** Data extract **
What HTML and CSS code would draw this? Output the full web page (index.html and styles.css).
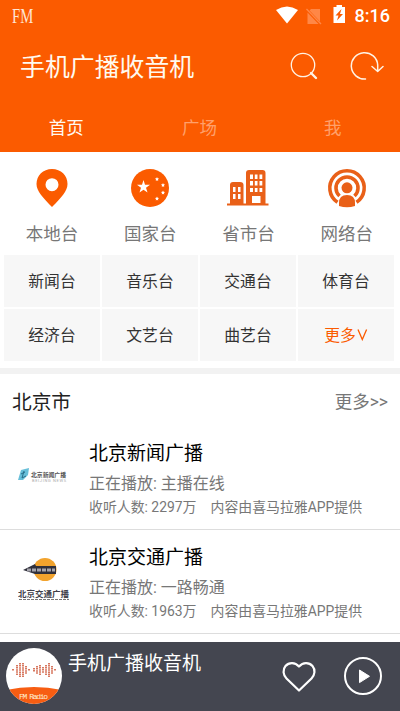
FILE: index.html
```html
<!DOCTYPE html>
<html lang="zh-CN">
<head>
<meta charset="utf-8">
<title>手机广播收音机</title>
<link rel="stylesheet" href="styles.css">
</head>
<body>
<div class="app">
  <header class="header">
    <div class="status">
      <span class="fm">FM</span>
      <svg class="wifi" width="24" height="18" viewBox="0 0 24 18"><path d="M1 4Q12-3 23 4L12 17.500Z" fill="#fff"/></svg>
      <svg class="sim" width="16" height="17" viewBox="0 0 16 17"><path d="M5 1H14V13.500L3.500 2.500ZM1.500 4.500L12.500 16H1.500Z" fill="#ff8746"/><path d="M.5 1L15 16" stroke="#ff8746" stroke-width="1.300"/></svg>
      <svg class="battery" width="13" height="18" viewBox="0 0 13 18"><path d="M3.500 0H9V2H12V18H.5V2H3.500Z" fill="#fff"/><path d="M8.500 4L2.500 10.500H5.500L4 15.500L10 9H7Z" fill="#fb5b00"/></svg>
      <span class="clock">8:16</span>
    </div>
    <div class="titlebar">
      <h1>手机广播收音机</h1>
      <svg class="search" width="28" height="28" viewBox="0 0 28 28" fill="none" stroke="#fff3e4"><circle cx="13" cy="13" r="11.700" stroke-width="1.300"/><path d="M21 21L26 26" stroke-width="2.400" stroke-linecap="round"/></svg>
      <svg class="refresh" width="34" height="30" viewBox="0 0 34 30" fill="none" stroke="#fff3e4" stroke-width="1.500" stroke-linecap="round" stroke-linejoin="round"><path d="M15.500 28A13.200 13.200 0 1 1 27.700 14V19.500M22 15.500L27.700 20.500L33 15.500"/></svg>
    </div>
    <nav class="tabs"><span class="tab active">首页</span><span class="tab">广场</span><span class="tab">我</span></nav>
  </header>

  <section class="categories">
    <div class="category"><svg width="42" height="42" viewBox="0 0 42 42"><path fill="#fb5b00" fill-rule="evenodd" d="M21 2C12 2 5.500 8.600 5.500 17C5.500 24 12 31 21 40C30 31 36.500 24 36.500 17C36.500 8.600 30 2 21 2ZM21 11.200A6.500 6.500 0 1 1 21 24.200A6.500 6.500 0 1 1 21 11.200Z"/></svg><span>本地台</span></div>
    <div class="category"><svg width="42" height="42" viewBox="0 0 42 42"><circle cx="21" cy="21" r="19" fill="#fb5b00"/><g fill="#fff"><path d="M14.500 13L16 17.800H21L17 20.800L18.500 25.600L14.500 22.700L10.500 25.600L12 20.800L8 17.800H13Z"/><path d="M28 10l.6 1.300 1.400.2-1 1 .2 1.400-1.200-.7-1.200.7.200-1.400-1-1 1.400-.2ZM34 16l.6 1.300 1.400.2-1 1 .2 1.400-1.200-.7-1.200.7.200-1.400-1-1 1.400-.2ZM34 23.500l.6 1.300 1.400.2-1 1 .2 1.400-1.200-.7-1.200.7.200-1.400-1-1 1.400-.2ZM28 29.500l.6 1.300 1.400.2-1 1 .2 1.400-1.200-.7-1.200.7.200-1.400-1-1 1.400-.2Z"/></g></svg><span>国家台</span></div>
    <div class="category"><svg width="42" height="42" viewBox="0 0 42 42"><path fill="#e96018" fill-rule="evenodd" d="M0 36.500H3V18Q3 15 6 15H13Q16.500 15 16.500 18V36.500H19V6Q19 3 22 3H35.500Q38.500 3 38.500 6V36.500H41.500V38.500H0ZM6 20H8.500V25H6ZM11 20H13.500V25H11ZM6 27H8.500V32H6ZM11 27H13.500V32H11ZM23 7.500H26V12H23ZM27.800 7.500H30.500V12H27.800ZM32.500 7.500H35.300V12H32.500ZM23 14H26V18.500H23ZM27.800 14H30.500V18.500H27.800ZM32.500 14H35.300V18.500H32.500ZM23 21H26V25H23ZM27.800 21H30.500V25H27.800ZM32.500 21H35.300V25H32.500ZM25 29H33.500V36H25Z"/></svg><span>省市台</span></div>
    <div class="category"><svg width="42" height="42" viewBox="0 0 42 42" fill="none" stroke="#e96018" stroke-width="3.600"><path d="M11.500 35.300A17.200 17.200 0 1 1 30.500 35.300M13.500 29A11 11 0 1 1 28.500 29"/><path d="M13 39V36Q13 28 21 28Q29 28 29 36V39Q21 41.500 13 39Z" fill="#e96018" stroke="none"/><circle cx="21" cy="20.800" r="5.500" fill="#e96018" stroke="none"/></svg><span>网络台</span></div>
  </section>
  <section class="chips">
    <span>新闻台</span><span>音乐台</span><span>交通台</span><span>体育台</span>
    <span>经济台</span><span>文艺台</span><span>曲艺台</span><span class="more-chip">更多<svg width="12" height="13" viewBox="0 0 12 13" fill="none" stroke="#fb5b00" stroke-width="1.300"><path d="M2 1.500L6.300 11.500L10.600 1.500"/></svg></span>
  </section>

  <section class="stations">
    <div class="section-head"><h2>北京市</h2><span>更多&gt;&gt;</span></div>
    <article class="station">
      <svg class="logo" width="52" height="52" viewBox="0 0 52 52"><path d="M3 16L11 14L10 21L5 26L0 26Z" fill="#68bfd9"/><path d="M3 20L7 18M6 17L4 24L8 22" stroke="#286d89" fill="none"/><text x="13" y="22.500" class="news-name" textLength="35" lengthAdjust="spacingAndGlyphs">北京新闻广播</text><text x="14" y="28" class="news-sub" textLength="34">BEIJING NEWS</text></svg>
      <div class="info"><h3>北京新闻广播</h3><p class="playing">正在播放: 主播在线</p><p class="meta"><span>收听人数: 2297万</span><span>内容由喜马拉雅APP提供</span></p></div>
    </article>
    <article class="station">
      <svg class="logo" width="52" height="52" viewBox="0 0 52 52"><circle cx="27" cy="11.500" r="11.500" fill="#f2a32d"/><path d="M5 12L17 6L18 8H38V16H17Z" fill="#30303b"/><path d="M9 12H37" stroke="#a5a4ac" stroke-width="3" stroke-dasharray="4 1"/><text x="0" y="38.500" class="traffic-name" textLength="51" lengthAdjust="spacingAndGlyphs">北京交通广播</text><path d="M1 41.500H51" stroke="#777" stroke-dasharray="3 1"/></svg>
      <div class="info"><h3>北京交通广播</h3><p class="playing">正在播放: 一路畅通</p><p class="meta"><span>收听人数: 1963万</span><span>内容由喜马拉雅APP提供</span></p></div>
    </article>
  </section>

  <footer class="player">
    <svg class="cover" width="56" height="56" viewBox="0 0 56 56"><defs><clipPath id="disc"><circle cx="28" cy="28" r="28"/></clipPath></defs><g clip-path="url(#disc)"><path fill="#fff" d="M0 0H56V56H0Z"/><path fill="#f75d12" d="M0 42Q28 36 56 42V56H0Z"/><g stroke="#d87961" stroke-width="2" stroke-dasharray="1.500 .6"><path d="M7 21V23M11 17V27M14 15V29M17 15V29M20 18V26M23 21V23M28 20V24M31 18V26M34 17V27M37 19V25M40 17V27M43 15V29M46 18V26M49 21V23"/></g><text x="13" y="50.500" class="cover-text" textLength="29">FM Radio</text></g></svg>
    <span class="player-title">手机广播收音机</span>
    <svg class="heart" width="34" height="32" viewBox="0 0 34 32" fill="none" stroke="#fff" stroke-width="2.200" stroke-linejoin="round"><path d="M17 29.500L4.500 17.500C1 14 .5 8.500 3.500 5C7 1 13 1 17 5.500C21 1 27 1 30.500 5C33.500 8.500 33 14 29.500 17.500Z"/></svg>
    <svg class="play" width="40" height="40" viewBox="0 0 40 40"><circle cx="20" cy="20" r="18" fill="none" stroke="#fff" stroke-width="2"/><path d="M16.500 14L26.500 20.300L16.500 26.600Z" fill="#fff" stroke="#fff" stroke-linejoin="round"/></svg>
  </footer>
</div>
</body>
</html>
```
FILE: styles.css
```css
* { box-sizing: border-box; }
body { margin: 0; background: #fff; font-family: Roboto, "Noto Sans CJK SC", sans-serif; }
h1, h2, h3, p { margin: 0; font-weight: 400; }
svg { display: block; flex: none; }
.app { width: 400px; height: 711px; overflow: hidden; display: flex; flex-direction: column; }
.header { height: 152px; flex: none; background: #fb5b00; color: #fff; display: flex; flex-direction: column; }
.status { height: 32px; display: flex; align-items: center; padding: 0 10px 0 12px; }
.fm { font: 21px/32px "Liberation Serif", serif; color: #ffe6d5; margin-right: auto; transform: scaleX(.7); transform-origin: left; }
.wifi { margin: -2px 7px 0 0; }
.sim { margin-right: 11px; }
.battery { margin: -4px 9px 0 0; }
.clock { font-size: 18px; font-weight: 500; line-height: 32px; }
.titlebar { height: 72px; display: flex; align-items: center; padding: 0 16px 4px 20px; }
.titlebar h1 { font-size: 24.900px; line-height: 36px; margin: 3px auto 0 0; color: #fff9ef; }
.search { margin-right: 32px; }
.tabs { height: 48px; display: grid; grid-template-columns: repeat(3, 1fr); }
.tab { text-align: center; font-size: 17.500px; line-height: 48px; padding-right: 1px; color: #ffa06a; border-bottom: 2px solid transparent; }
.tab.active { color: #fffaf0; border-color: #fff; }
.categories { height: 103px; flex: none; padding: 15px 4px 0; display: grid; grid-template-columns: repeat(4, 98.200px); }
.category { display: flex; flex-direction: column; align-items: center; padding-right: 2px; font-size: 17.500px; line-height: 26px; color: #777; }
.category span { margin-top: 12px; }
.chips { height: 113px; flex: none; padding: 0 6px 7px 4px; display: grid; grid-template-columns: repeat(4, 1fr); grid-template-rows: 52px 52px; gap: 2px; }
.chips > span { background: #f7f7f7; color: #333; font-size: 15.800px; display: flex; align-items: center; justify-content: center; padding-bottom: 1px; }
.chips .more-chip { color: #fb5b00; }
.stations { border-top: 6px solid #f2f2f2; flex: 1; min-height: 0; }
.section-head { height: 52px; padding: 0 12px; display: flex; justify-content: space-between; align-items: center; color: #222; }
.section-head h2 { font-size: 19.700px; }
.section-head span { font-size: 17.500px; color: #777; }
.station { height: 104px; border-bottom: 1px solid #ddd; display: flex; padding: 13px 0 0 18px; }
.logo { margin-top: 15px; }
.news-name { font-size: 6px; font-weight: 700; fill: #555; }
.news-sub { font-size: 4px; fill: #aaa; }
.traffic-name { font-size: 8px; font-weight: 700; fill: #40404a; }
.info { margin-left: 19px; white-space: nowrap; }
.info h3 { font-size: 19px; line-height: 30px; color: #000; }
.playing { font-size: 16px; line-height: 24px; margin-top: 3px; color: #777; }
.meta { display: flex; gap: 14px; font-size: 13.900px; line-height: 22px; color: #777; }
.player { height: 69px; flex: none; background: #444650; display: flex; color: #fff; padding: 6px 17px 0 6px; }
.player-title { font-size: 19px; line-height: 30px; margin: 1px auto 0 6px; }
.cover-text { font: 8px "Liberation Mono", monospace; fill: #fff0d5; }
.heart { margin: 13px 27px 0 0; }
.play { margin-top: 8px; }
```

---

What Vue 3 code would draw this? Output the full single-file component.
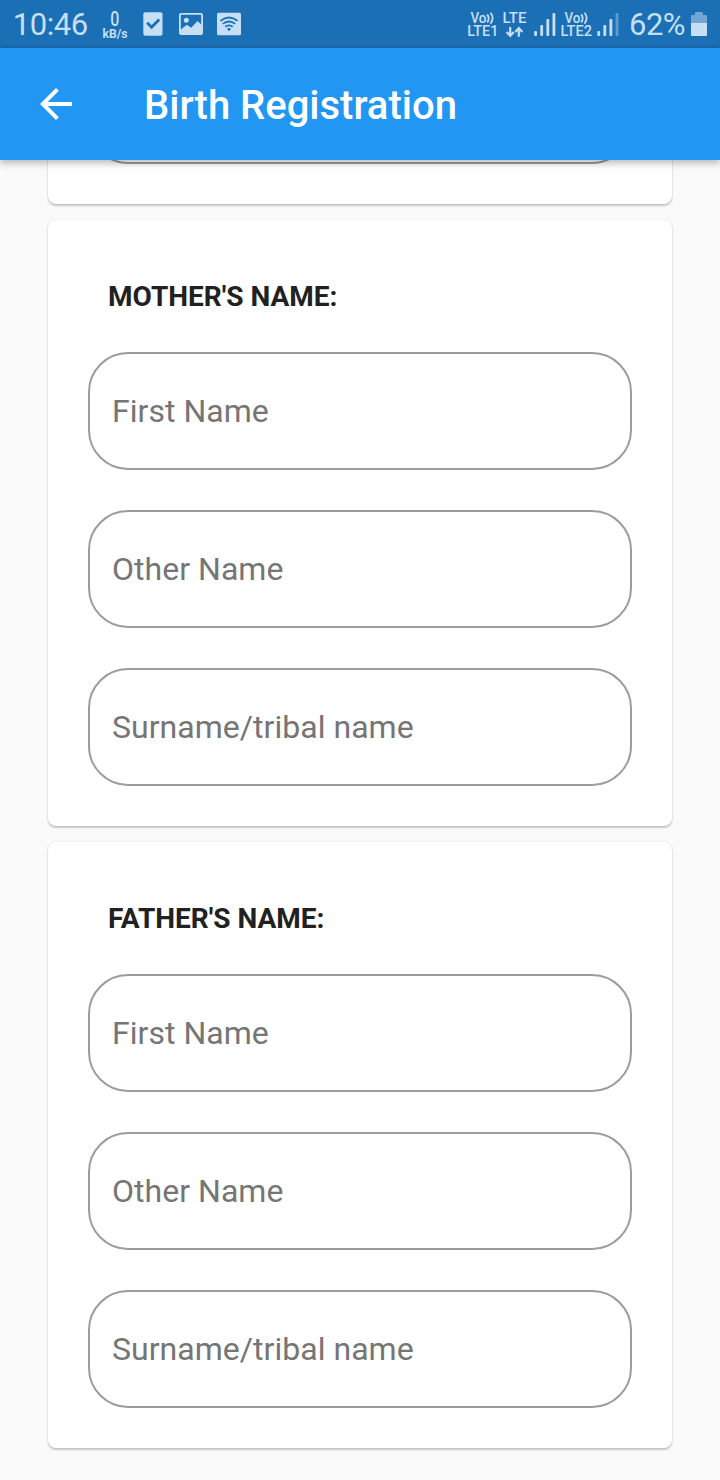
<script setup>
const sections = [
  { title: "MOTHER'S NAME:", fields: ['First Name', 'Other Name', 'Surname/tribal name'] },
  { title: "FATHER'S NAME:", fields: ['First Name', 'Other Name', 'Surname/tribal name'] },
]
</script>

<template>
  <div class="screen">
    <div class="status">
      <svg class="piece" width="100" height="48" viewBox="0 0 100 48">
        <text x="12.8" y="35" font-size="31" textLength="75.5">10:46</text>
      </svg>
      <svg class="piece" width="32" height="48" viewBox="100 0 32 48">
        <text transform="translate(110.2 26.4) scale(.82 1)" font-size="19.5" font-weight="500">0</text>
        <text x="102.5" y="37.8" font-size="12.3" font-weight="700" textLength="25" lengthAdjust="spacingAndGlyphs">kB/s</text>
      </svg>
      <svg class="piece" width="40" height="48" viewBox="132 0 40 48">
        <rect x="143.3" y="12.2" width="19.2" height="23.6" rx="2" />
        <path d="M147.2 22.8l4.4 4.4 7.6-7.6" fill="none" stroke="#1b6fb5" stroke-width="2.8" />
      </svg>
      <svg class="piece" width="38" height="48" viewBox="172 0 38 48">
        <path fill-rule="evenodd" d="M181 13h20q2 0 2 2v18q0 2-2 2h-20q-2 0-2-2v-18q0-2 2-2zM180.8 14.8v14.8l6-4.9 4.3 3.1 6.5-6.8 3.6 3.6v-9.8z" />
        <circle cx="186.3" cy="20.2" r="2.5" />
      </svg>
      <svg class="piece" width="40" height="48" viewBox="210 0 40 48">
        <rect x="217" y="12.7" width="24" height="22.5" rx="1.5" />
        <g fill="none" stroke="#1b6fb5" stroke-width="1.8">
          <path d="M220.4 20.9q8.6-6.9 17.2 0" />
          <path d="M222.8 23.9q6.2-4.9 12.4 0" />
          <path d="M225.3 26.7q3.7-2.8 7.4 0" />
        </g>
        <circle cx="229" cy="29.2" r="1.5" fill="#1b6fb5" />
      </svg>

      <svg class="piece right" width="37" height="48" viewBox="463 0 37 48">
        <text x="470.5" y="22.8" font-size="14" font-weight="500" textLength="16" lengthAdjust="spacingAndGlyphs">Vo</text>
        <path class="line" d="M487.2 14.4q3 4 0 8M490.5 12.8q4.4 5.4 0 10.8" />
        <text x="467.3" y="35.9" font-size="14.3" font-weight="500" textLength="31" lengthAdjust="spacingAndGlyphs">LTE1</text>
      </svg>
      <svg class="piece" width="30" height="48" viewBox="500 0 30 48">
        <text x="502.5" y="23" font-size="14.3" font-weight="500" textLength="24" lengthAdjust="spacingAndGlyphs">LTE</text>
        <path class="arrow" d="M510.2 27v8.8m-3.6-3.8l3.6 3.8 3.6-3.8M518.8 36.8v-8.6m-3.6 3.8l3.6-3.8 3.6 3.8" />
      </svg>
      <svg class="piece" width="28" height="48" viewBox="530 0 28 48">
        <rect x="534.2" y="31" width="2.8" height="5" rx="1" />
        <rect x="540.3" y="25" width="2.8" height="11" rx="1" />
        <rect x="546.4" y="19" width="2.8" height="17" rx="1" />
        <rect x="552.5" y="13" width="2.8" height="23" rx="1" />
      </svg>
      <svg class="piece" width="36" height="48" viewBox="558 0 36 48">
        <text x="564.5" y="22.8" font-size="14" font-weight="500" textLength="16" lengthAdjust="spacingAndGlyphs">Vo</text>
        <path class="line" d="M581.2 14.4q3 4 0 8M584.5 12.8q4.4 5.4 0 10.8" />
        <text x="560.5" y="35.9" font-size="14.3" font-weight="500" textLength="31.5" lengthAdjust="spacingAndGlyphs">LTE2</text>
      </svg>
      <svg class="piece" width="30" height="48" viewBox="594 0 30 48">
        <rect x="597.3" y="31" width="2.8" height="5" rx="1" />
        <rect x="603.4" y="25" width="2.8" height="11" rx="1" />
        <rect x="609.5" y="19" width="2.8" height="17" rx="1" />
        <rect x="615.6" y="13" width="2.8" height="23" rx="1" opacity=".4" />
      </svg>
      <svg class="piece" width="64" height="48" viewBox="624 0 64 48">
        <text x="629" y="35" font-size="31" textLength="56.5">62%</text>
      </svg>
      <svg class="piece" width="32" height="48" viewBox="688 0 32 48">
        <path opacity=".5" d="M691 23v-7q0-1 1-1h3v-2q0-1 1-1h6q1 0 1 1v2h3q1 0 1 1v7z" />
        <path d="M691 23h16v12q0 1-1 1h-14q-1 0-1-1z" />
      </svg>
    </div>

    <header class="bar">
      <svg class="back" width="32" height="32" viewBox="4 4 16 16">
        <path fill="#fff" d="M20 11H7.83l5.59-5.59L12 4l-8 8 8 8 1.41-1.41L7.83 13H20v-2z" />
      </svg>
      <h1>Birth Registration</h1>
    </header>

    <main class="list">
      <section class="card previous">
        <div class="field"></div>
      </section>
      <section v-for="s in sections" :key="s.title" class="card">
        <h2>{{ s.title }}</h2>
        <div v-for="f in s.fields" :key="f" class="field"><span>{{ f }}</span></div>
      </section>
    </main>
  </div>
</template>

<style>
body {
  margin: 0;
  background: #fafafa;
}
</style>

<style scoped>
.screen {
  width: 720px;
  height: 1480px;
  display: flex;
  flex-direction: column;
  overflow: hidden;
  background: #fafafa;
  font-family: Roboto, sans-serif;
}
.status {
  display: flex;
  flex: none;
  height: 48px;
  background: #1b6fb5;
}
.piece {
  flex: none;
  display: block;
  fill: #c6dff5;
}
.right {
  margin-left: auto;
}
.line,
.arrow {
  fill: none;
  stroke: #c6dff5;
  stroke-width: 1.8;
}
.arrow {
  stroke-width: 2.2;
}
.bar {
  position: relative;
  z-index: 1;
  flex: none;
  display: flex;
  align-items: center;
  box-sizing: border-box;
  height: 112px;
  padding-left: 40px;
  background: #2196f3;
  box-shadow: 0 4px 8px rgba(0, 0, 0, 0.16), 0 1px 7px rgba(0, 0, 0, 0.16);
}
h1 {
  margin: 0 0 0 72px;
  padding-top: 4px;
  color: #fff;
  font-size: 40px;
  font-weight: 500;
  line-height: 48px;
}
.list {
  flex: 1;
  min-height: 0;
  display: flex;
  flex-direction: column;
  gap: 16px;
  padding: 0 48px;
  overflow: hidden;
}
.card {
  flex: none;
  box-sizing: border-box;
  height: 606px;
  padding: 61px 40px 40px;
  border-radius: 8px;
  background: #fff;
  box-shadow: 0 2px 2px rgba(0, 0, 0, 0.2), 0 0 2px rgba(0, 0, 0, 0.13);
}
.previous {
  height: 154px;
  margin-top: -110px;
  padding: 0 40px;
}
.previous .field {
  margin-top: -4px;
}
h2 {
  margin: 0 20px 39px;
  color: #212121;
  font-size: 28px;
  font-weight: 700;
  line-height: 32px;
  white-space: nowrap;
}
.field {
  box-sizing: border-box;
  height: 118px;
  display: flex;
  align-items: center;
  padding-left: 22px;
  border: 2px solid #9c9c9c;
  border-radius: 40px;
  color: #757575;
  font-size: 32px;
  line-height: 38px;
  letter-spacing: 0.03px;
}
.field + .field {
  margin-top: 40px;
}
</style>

** Your objective **
Where a line above contains the string "draw", copy that line.

** Result for this exercise **
What HTML and CSS code would draw this? Output the full web page (index.html and styles.css).
What Vue 3 code would draw this? Output the full single-file component.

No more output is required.